When he’s not acting his ass off in a versatile array of scripts, he’s reading from a script about a football team, classic sports game, or anything having to do with a sport. He records them on sets, at his home, or wherever there’s a soundproofed area. Lately, it’s his stellar work for Hard Knocks that showcases his indelible voice.
The same voice that I spent years NOT knowing it belonged to Schreiber is the main (only?) reason to tune in. Outside of the Super Bowl and whatever Pat Mahomes is doing, I generally don’t care about the NFL. But I love sports stories and a tale of underdogs, especially if the voice talking to me is provocative and all encompassing.

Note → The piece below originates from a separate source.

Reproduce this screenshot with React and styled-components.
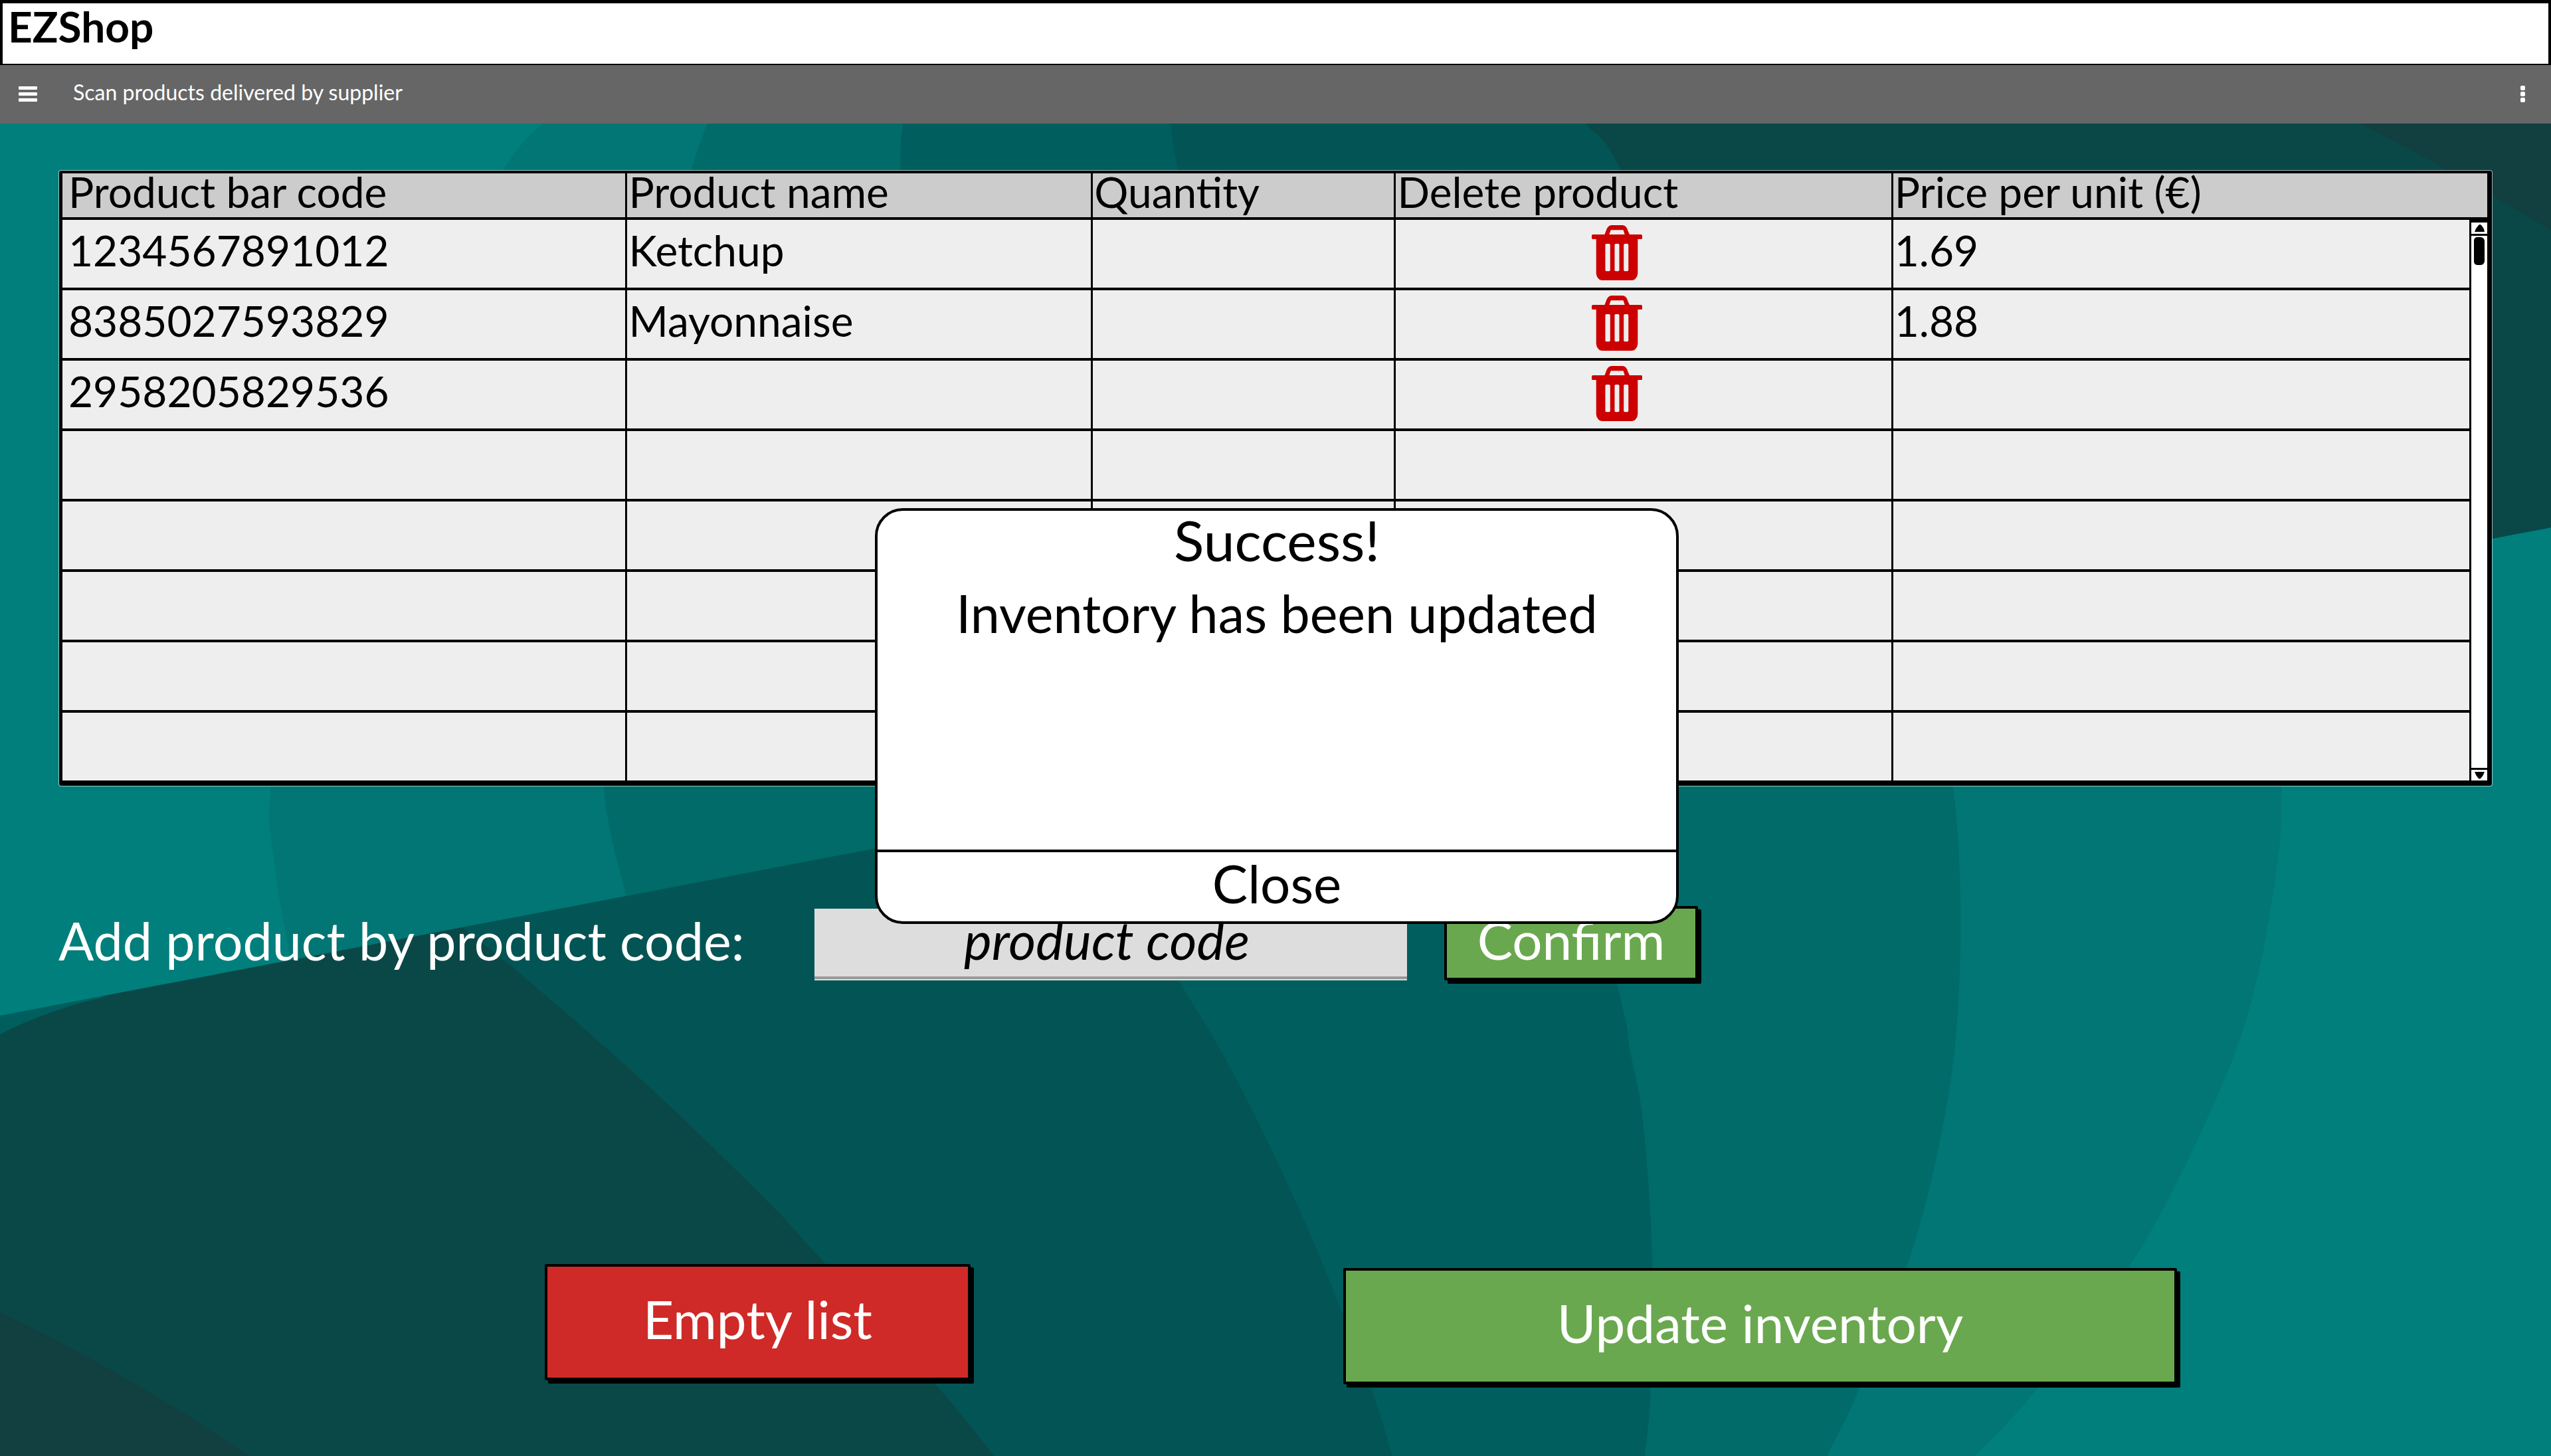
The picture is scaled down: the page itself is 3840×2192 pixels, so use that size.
import React from "react";
import styled, { createGlobalStyle } from "styled-components";

const GlobalStyle = createGlobalStyle`
  *, *::before, *::after { box-sizing: border-box; }
  body {
    margin: 0;
    background: #007f7c;
    font-family: Lato, "Open Sans", sans-serif;
    color: #000;
  }
  button, input { font: inherit; color: inherit; margin: 0; }
  button { cursor: pointer; }
`;

/* ---------- backdrop ---------- */

const Backdrop = styled.svg`
  position: fixed;
  inset: 0;
  width: 100%;
  height: 100%;
  z-index: -1;
`;

// Smooth curve through a list of points (Catmull-Rom converted to Béziers).
function curve(points) {
  const at = (i) => points[Math.max(0, Math.min(points.length - 1, i))];
  let d = `${points[0][0]} ${points[0][1]}`;
  for (let i = 0; i < points.length - 1; i++) {
    const [a, b, c, e] = [at(i - 1), at(i), at(i + 1), at(i + 2)];
    d += ` C${b[0] + (c[0] - a[0]) / 6} ${b[1] + (c[1] - a[1]) / 6}`;
    d += ` ${c[0] - (e[0] - b[0]) / 6} ${c[1] - (e[1] - b[1]) / 6} ${c[0]} ${c[1]}`;
  }
  return d;
}

const lowerBands = [
  ["#017674", [[3420, 900], [3434, 1184], [3426, 1314], [3393, 1492], [3338, 1649], [3222, 1880], [3067, 2090], [2973, 2192]]],
  ["#006b69", [[2900, 900], [2940, 1184], [2951, 1358], [2946, 1537], [2925, 1693], [2879, 1880], [2799, 2090], [2750, 2192]]],
  ["#005f5e", [[2320, 1060], [2434, 1482], [2454, 1583], [2473, 1687], [2487, 1890], [2485, 2090], [2476, 2192]]],
  ["#035555", [[1600, 1200], [1774, 1476], [1844, 1593], [1909, 1720], [1986, 1890], [2064, 2090], [2096, 2192]]],
  ["#0a4848", [[697, 1397], [788, 1470], [974, 1633], [1154, 1807], [1231, 1890], [1408, 2084], [1497, 2192]]],
];

const upperBands = [
  ["#017674", [[885, 110], [816, 186], [757, 256], [570, 540], [445, 880], [408, 1184], [413, 1300], [437, 1440], [460, 1540]]],
  ["#006b69", [[1095, 110], [1065, 186], [1041, 256], [950, 560], [905, 900], [909, 1184], [942, 1347], [965, 1440]]],
  ["#005f5e", [[1364, 110], [1359, 186], [1355, 256], [1350, 640], [1400, 1184], [1440, 1340]]],
  ["#035555", [[1754, 110], [1763, 186], [1773, 256], [1850, 640], [2000, 1260]]],
  ["#0a4848", [[2345, 110], [2388, 186], [2440, 256], [2600, 600], [2900, 1100]]],
];

function BackdropArt() {
  return (
    <Backdrop viewBox="0 0 3840 2192" preserveAspectRatio="none" aria-hidden="true">
      <defs>
        <clipPath id="upper">
          <path d="M0 0H3840V794L0 1529Z" />
        </clipPath>
      </defs>
      <rect width="3840" height="2192" fill="#007f7c" />
      {lowerBands.map(([fill, pts]) => (
        <path key={fill} fill={fill} d={`M0 900 L${curve(pts)} L0 2192Z`} />
      ))}
      <path d="M0 1500H160L124 1509Q52 1530 0 1557Z" fill="#005f5e" />
      <path d="M0 1975Q200 2072 375 2192H0Z" fill="#123f3f" />
      <g clipPath="url(#upper)">
        <rect width="3840" height="2192" fill="#007f7c" />
        {upperBands.map(([fill, pts]) => (
          <path key={fill} fill={fill} d={`M3840 110 L${curve(pts)} L3840 1600Z`} />
        ))}
        <path d="M3553 186Q3690 256 3840 347V186Z" fill="#123f3f" />
      </g>
    </Backdrop>
  );
}

/* ---------- header ---------- */

const Page = styled.div`
  display: flex;
  flex-direction: column;
  min-height: 100vh;
`;

const TitleBar = styled.header`
  height: 98px;
  padding: 0 8px;
  background: #fff;
  border: 4px solid #000;
  border-top-width: 5px;
  border-bottom-width: 2px;
`;

const Brand = styled.h1`
  margin: 0;
  font-size: 64px;
  line-height: 70px;
  font-weight: 700;
`;

const Toolbar = styled.nav`
  display: flex;
  align-items: center;
  height: 88px;
  padding: 0 38px 0 28px;
  background: #666;
  color: #fff;
`;

const ToolbarTitle = styled.h2`
  flex: 1;
  margin: 0;
  padding: 0 0 6px 54px;
  font-size: 32px;
  line-height: 40px;
  font-weight: 400;
`;

const IconButton = styled.button`
  display: inline-flex;
  padding: 0;
  border: 0;
  background: none;
  color: ${(p) => p.$color || "inherit"};
  svg { display: block; fill: currentColor; }
`;

/* ---------- table ---------- */

const Main = styled.main`
  padding: 71px 88px 0;
`;

const TablePanel = styled.section`
  margin: 0 1px;
  border: solid #000;
  border-width: 4px 7px 4px 5px;
  border-radius: 3px;
  background: #eee;
  box-shadow: 0 0 0 1px rgba(255, 255, 255, 0.6);
`;

const Table = styled.table`
  width: 100%;
  table-layout: fixed;
  border-collapse: separate;
  border-spacing: 0;
  font-size: 64px;
`;

const Col = styled.col`
  width: ${(p) => p.$width};
`;

const HeadCell = styled.th`
  height: 70px;
  padding: 0 0 10px ${(p) => (p.$first ? "9px" : "2px")};
  line-height: 56px;
  font-weight: 400;
  text-align: left;
  vertical-align: top;
  white-space: nowrap;
  background: #ccc;
  border-bottom: 4px solid #000;
  border-right: ${(p) => (p.$last ? "0" : "3px")} solid #000;
`;

const Cell = styled.td`
  height: 106px;
  padding: 0 0 10px ${(p) => (p.$first ? "9px" : "2px")};
  line-height: 92px;
  vertical-align: top;
  border-bottom: 4px solid #000;
  border-right: ${(p) => (p.$last ? "0" : "3px")} solid #000;
`;

const DeleteCell = styled(Cell)`
  padding: 8px 80px 0 0;
  line-height: 0;
  text-align: center;
`;

const ScrollCell = styled.td`
  position: relative;
  padding: 0;
  border-bottom: 4px solid #000;
`;

const ScrollTrack = styled.div`
  position: absolute;
  inset: 0;
  display: flex;
  flex-direction: column;
  align-items: stretch;
  background: #fff;
  border-left: 3px solid #000;
`;

const ScrollArrow = styled(IconButton)`
  justify-content: center;
  align-items: center;
  height: ${(p) => (p.$down ? "19px" : "24px")};
  border: solid #000;
  border-width: ${(p) => (p.$down ? "3px 0 0" : "4px 0 3px")};
`;

const ScrollThumb = styled.div`
  flex: none;
  width: 16px;
  height: 42px;
  margin: 2px 4px auto;
  border-radius: 5px 6px 6px 5px;
  background: #000;
`;

/* ---------- forms and buttons ---------- */

const AddRow = styled.form`
  display: grid;
  grid-template-columns: 1082fr 892fr 382fr 1140fr;
  column-gap: 56px;
  align-items: end;
  margin-top: 181px;
  font-size: 79px;
`;

const AddLabel = styled.label`
  padding-bottom: 14px;
  line-height: 92px;
  color: #fff;
  white-space: nowrap;
`;

const CodeInput = styled.input`
  width: 100%;
  min-width: 0;
  height: 108px;
  padding: 0 12px 16px 0;
  border: 0;
  border-radius: 0;
  outline: 0;
  background: #ddd;
  box-shadow: inset 0 -2px #ddd, inset 0 -6px #999;
  font-style: italic;
  text-align: center;
  &::placeholder { color: #000; opacity: 1; }
`;

const tones = { green: "#6aa84f", red: "#cf2a27" };

const Button = styled.button`
  width: 100%;
  height: ${(p) => (p.$large ? "175px" : "112px")};
  padding: 0 0 12px;
  border: 4px solid #000;
  border-radius: 2px;
  background: ${(p) => tones[p.$tone]};
  box-shadow: 5px 5px #000;
  color: #fff;
  font-size: 80px;
  line-height: 92px;
  white-space: nowrap;
`;

const Actions = styled.div`
  display: grid;
  grid-template-columns: 732fr 641fr 561fr 1255fr 475fr;
  height: 181px;
  margin: 427px 0 103px;
`;

const ActionSlot = styled.div`
  display: flex;
  grid-column: ${(p) => p.$column};
  align-self: ${(p) => p.$align};
`;

/* ---------- dialog ---------- */

const Overlay = styled.div`
  position: absolute;
  inset: 0;
  display: flex;
  justify-content: center;
  align-items: flex-start;
  padding: 765px 0 0 4px;
`;

const Dialog = styled.section`
  width: 1210px;
  border: 4px solid #000;
  border-radius: 42px;
  background: #fff;
  line-height: 92px;
  text-align: center;
`;

const DialogBody = styled.div`
  display: flex;
  flex-direction: column;
  gap: 20px;
  min-height: 510px;
`;

const DialogTitle = styled.h2`
  margin: 0;
  font-size: 84px;
  font-weight: 400;
  line-height: 88px;
`;

const DialogText = styled.p`
  margin: 0;
  font-size: 79px;
`;

const DialogButton = styled.button`
  display: block;
  width: 100%;
  padding: 0 0 12px;
  border: 0;
  border-top: 4px solid #000;
  background: none;
  font-size: 80px;
  line-height: 92px;
`;

/* ---------- icons ---------- */

const MenuIcon = () => (
  <svg width="28" height="24" viewBox="0 0 28 24" aria-hidden="true">
    <rect y="0" width="28" height="5" rx="1" />
    <rect y="9" width="28" height="5" rx="1" />
    <rect y="18" width="28" height="5" rx="1" />
  </svg>
);

const MoreIcon = () => (
  <svg width="8" height="26" viewBox="0 0 8 26" aria-hidden="true">
    <rect y="0" width="7" height="7" rx="2" />
    <rect y="9" width="7" height="7" rx="2" />
    <rect y="18" width="7" height="7" rx="2" />
  </svg>
);

const TrashIcon = () => (
  <svg width="76" height="83" viewBox="108 51 227 248" aria-hidden="true">
    <path d="M165 95L173 75Q180 52 196 51H248Q264 52 270 75L279 95H257L250 73H194L186 95Z" />
    <rect x="108" y="93" width="227" height="21" rx="5" />
    <path
      fillRule="evenodd"
      d="M128 112H315V268Q314 280 306 290Q300 299 290 299H153Q143 299 137 290Q129 280 128 268Z
         M174 135Q169 135 169 140V253Q169 258 174 258H186Q191 258 191 253V140Q191 135 186 135Z
         M216 135Q211 135 211 140V253Q211 258 216 258H227Q232 258 232 253V140Q232 135 227 135Z
         M257 135Q252 135 252 140V253Q252 258 257 258H268Q273 258 273 253V140Q273 135 268 135Z"
    />
  </svg>
);

const UpIcon = () => (
  <svg width="15" height="11" viewBox="0 0 15 11" aria-hidden="true">
    <path d="M0 11Q2 5 6 1Q8 -1 10 1Q14 5 15 11Z" />
  </svg>
);

const DownIcon = () => (
  <svg width="15" height="11" viewBox="0 0 15 11" aria-hidden="true">
    <path d="M0 0Q2 6 6 10Q7 11 9 10Q13 6 15 0Z" />
  </svg>
);

/* ---------- page ---------- */

const products = [
  { code: "1234567891012", name: "Ketchup", price: "1.69" },
  { code: "8385027593829", name: "Mayonnaise", price: "1.88" },
  { code: "2958205829536" },
  {},
  {},
  {},
  {},
  {},
];

function ProductTable() {
  return (
    <TablePanel>
      <Table>
        <colgroup>
          <Col $width="23.3%" />
          <Col $width="19.2%" />
          <Col $width="12.5%" />
          <Col $width="20.5%" />
          <Col />
          <Col $width="27px" />
        </colgroup>
        <thead>
          <tr>
            <HeadCell $first>Product bar code</HeadCell>
            <HeadCell>Product name</HeadCell>
            <HeadCell>Quantity</HeadCell>
            <HeadCell>Delete product</HeadCell>
            <HeadCell $last colSpan={2}>Price per unit (€)</HeadCell>
          </tr>
        </thead>
        <tbody>
          {products.map((p, i) => (
            <tr key={i}>
              <Cell $first>{p.code}</Cell>
              <Cell>{p.name}</Cell>
              <Cell />
              <DeleteCell>
                {p.code && (
                  <IconButton type="button" $color="#c00" aria-label="Delete product">
                    <TrashIcon />
                  </IconButton>
                )}
              </DeleteCell>
              <Cell $last>{p.price}</Cell>
              {i === 0 && (
                <ScrollCell rowSpan={products.length}>
                  <ScrollTrack>
                    <ScrollArrow type="button" aria-label="Scroll up">
                      <UpIcon />
                    </ScrollArrow>
                    <ScrollThumb />
                    <ScrollArrow type="button" $down aria-label="Scroll down">
                      <DownIcon />
                    </ScrollArrow>
                  </ScrollTrack>
                </ScrollCell>
              )}
            </tr>
          ))}
        </tbody>
      </Table>
    </TablePanel>
  );
}

export default function App() {
  const [open, setOpen] = React.useState(true);
  return (
    <Page>
      <GlobalStyle />
      <BackdropArt />
      <TitleBar>
        <Brand>EZShop</Brand>
      </TitleBar>
      <Toolbar>
        <IconButton type="button" aria-label="Menu">
          <MenuIcon />
        </IconButton>
        <ToolbarTitle>Scan products delivered by supplier</ToolbarTitle>
        <IconButton type="button" aria-label="More options">
          <MoreIcon />
        </IconButton>
      </Toolbar>
      <Main>
        <ProductTable />
        <AddRow onSubmit={(e) => e.preventDefault()}>
          <AddLabel htmlFor="code">Add product by product code:</AddLabel>
          <CodeInput id="code" type="text" placeholder="product code" />
          <Button type="submit" $tone="green">Confirm</Button>
        </AddRow>
        <Actions>
          <ActionSlot $column={2} $align="start">
            <Button type="button" $tone="red" $large>Empty list</Button>
          </ActionSlot>
          <ActionSlot $column={4} $align="end">
            <Button type="button" $tone="green" $large>Update inventory</Button>
          </ActionSlot>
        </Actions>
      </Main>
      {open && (
        <Overlay>
          <Dialog role="dialog" aria-labelledby="dialog-title">
            <DialogBody>
              <DialogTitle id="dialog-title">Success!</DialogTitle>
              <DialogText>Inventory has been updated</DialogText>
            </DialogBody>
            <DialogButton type="button" onClick={() => setOpen(false)}>Close</DialogButton>
          </Dialog>
        </Overlay>
      )}
    </Page>
  );
}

Everything that comes out of his mouth sounds prophetic, and worth remembering. Watching older 24/7 series about the Winter Classic and boxing matches hinged on those episode ending monologues where you’re getting as fired up as the players. That’s a powerful tool to have, and I love that Showtime never got in the way of Schreiber doing the work for their rival while he played Ray Donovan for seven seasons.
There aren’t many voices that would be worth watching a show about things you barely care about, and Schreiber is in that small group. When they are done building the statue for Michael Kenneth Williams, HBO should build one for Schreiber.
Time’s up, just like my stress level. What can I say? Life is hard, and that includes the adulting at work and at home. Anyone else just tired? Dog tired? I’m there. But as Jimmy Dugan said, it’s the hard that makes it great.
Enjoy the night. I’ll enjoy air conditioning.